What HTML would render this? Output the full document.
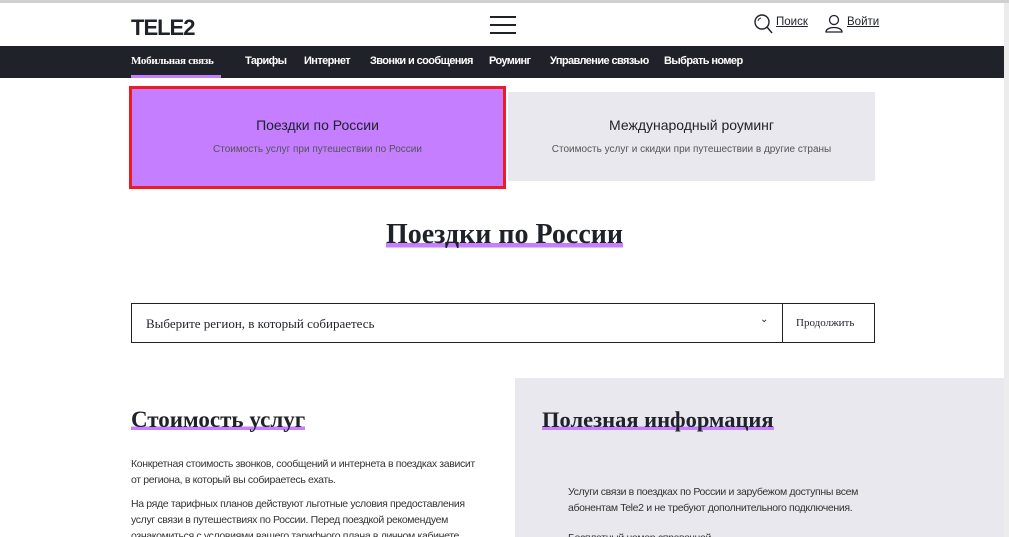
<!DOCTYPE html>
<html><head><meta charset="utf-8"><style>
*{margin:0;padding:0;box-sizing:border-box}
html,body{width:1009px;height:537px;overflow:hidden}
body{background:#fff;font-family:"Liberation Sans",sans-serif;position:relative;color:#1f2229}
.a{position:absolute}
.top{left:0;top:0;width:1009px;height:3px;background:#d0d0d0}
.right{left:1004px;top:3px;width:5px;height:534px;background:#ececec}
.logo{left:131px;top:15px;font:900 22px "Liberation Sans",sans-serif;letter-spacing:-1px;color:#1f2229}
.burger{left:490px;top:16px;width:26px}
.burger i{display:block;height:2px;background:#1f2229;margin-bottom:6px}
.nav{left:0;top:46px;width:1004px;height:32px;background:#1f2229}
.nav span{position:absolute;top:9px;font-size:11px;color:#fff;font-weight:bold;letter-spacing:-0.6px;white-space:nowrap}
.ul{text-decoration:underline;font-size:11.5px}
.h{font-family:"Liberation Serif",serif;font-weight:bold;color:#1f2229;background:linear-gradient(transparent 78%,#c47eff 78%,#c47eff 92%,transparent 92%)}
p{font-size:10.5px;line-height:16px;color:#333;letter-spacing:-0.35px;white-space:nowrap}
</style></head><body>
<div class="a top"></div><div class="a right"></div>
<div class="a logo">TELE2</div>
<div class="a burger"><i></i><i></i><i></i></div>
<svg class="a" style="left:753px;top:13px" width="20" height="22" viewBox="0 0 20 22"><circle cx="9" cy="9" r="7" fill="none" stroke="#1f2229" stroke-width="1.4"/><path d="M14 14 L19 20" stroke="#1f2229" stroke-width="1.4"/><path d="M5 8 A4 4 0 0 1 8 5" fill="none" stroke="#1f2229" stroke-width="1"/></svg>
<div class="a ul" style="left:776px;top:16px">Поиск</div>
<svg class="a" style="left:825px;top:14px" width="18" height="20" viewBox="0 0 18 20"><circle cx="9" cy="6" r="4.5" fill="none" stroke="#1f2229" stroke-width="1.3"/><path d="M1 18 C1 12 17 12 17 18 Z" fill="none" stroke="#1f2229" stroke-width="1.3"/></svg>
<div class="a ul" style="left:847px;top:16px">Войти</div>
<div class="a nav">
<span style="left:131px;font-family:'Liberation Serif',serif;letter-spacing:-0.3px">Мобильная связь</span>
<span style="left:245px">Тарифы</span><span style="left:304px">Интернет</span><span style="left:370px">Звонки и сообщения</span><span style="left:489px">Роуминг</span><span style="left:550px">Управление связью</span><span style="left:664px">Выбрать номер</span>
<div class="a" style="left:131px;top:29px;width:90px;height:3px;background:#c47eff"></div>
</div>
<div class="a" style="left:129px;top:86px;width:377px;height:103px;border:3px solid #ed1c24;background:#c47eff"></div>
<div class="a" style="left:133px;top:117px;width:369px;text-align:center;font-size:14px">Поездки по России</div>
<div class="a" style="left:133px;top:144px;width:369px;text-align:center;font-size:10px;color:#555">Стоимость услуг при путешествии по России</div>
<div class="a" style="left:508px;top:92px;width:367px;height:89px;background:#e9e8ee"></div>
<div class="a" style="left:508px;top:117px;width:367px;text-align:center;font-size:14px">Международный роуминг</div>
<div class="a" style="left:508px;top:144px;width:367px;text-align:center;font-size:10px;color:#555">Стоимость услуг и скидки при путешествии в другие страны</div>
<div class="a" style="left:0;top:219px;width:1009px;text-align:center"><span class="h" style="font-size:28px">Поездки по России</span></div>
<div class="a" style="left:131px;top:303px;width:744px;height:40px;border:1px solid #1f2229"></div>
<div class="a" style="left:782px;top:303px;width:1px;height:40px;background:#1f2229"></div>
<div class="a" style="left:146px;top:316px;font-family:'Liberation Serif',serif;font-size:13px">Выберите регион, в который собираетесь</div>
<div class="a" style="left:760px;top:314px;font-size:10px">&#8964;</div>
<div class="a" style="left:796px;top:317px;font-family:'Liberation Serif',serif;font-size:11px">Продолжить</div>
<div class="a" style="left:515px;top:378px;width:489px;height:159px;background:#e9e8ee"></div>
<div class="a" style="left:131px;top:407px"><span class="h" style="font-size:23px">Стоимость услуг</span></div>
<div class="a" style="left:542px;top:407px"><span class="h" style="font-size:22.5px">Полезная информация</span></div>
<div class="a" style="left:131px;top:456px;width:380px"><p>Конкретная стоимость звонков, сообщений и интернета в поездках зависит<br>от региона, в который вы собираетесь ехать.</p><p style="margin-top:8px">На ряде тарифных планов действуют льготные условия предоставления<br>услуг связи в путешествиях по России. Перед поездкой рекомендуем<br>ознакомиться с условиями вашего тарифного плана в личном кабинете,</p></div>
<div class="a" style="left:568px;top:484px;width:330px"><p>Услуги связи в поездках по России и зарубежом доступны всем<br>абонентам Tele2 и не требуют дополнительного подключения.</p><p style="margin-top:14px">Бесплатный номер справочной</p></div>
</body></html>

▸ Stated task
From the material above, copy everything exactly but the pictures.

▸ Response for this exercise
What HTML would render this? Output the full document.
<!DOCTYPE html>
<html><head><meta charset="utf-8"><style>
*{margin:0;padding:0;box-sizing:border-box}
html,body{width:1009px;height:537px;overflow:hidden}
body{background:#fff;font-family:"Liberation Sans",sans-serif;position:relative;color:#1f2229}
.a{position:absolute}
.top{left:0;top:0;width:1009px;height:3px;background:#d0d0d0}
.right{left:1004px;top:3px;width:5px;height:534px;background:#ececec}
.logo{left:131px;top:15px;font:900 22px "Liberation Sans",sans-serif;letter-spacing:-1px;color:#1f2229}
.burger{left:490px;top:16px;width:26px}
.burger i{display:block;height:2px;background:#1f2229;margin-bottom:6px}
.nav{left:0;top:46px;width:1004px;height:32px;background:#1f2229}
.nav span{position:absolute;top:9px;font-size:11px;color:#fff;font-weight:bold;letter-spacing:-0.6px;white-space:nowrap}
.ul{text-decoration:underline;font-size:11.5px}
.h{font-family:"Liberation Serif",serif;font-weight:bold;color:#1f2229;background:linear-gradient(transparent 78%,#c47eff 78%,#c47eff 92%,transparent 92%)}
p{font-size:10.5px;line-height:16px;color:#333;letter-spacing:-0.35px;white-space:nowrap}
</style></head><body>
<div class="a top"></div><div class="a right"></div>
<div class="a logo">TELE2</div>
<div class="a burger"><i></i><i></i><i></i></div>
<svg class="a" style="left:753px;top:13px" width="20" height="22" viewBox="0 0 20 22"><circle cx="9" cy="9" r="7" fill="none" stroke="#1f2229" stroke-width="1.4"/><path d="M14 14 L19 20" stroke="#1f2229" stroke-width="1.4"/><path d="M5 8 A4 4 0 0 1 8 5" fill="none" stroke="#1f2229" stroke-width="1"/></svg>
<div class="a ul" style="left:776px;top:16px">Поиск</div>
<svg class="a" style="left:825px;top:14px" width="18" height="20" viewBox="0 0 18 20"><circle cx="9" cy="6" r="4.5" fill="none" stroke="#1f2229" stroke-width="1.3"/><path d="M1 18 C1 12 17 12 17 18 Z" fill="none" stroke="#1f2229" stroke-width="1.3"/></svg>
<div class="a ul" style="left:847px;top:16px">Войти</div>
<div class="a nav">
<span style="left:131px;font-family:'Liberation Serif',serif;letter-spacing:-0.3px">Мобильная связь</span>
<span style="left:245px">Тарифы</span><span style="left:304px">Интернет</span><span style="left:370px">Звонки и сообщения</span><span style="left:489px">Роуминг</span><span style="left:550px">Управление связью</span><span style="left:664px">Выбрать номер</span>
<div class="a" style="left:131px;top:29px;width:90px;height:3px;background:#c47eff"></div>
</div>
<div class="a" style="left:129px;top:86px;width:377px;height:103px;border:3px solid #ed1c24;background:#c47eff"></div>
<div class="a" style="left:133px;top:117px;width:369px;text-align:center;font-size:14px">Поездки по России</div>
<div class="a" style="left:133px;top:144px;width:369px;text-align:center;font-size:10px;color:#555">Стоимость услуг при путешествии по России</div>
<div class="a" style="left:508px;top:92px;width:367px;height:89px;background:#e9e8ee"></div>
<div class="a" style="left:508px;top:117px;width:367px;text-align:center;font-size:14px">Международный роуминг</div>
<div class="a" style="left:508px;top:144px;width:367px;text-align:center;font-size:10px;color:#555">Стоимость услуг и скидки при путешествии в другие страны</div>
<div class="a" style="left:0;top:219px;width:1009px;text-align:center"><span class="h" style="font-size:28px">Поездки по России</span></div>
<div class="a" style="left:131px;top:303px;width:744px;height:40px;border:1px solid #1f2229"></div>
<div class="a" style="left:782px;top:303px;width:1px;height:40px;background:#1f2229"></div>
<div class="a" style="left:146px;top:316px;font-family:'Liberation Serif',serif;font-size:13px">Выберите регион, в который собираетесь</div>
<div class="a" style="left:760px;top:314px;font-size:10px">&#8964;</div>
<div class="a" style="left:796px;top:317px;font-family:'Liberation Serif',serif;font-size:11px">Продолжить</div>
<div class="a" style="left:515px;top:378px;width:489px;height:159px;background:#e9e8ee"></div>
<div class="a" style="left:131px;top:407px"><span class="h" style="font-size:23px">Стоимость услуг</span></div>
<div class="a" style="left:542px;top:407px"><span class="h" style="font-size:22.5px">Полезная информация</span></div>
<div class="a" style="left:131px;top:456px;width:380px"><p>Конкретная стоимость звонков, сообщений и интернета в поездках зависит<br>от региона, в который вы собираетесь ехать.</p><p style="margin-top:8px">На ряде тарифных планов действуют льготные условия предоставления<br>услуг связи в путешествиях по России. Перед поездкой рекомендуем<br>ознакомиться с условиями вашего тарифного плана в личном кабинете,</p></div>
<div class="a" style="left:568px;top:484px;width:330px"><p>Услуги связи в поездках по России и зарубежом доступны всем<br>абонентам Tele2 и не требуют дополнительного подключения.</p><p style="margin-top:14px">Бесплатный номер справочной</p></div>
</body></html>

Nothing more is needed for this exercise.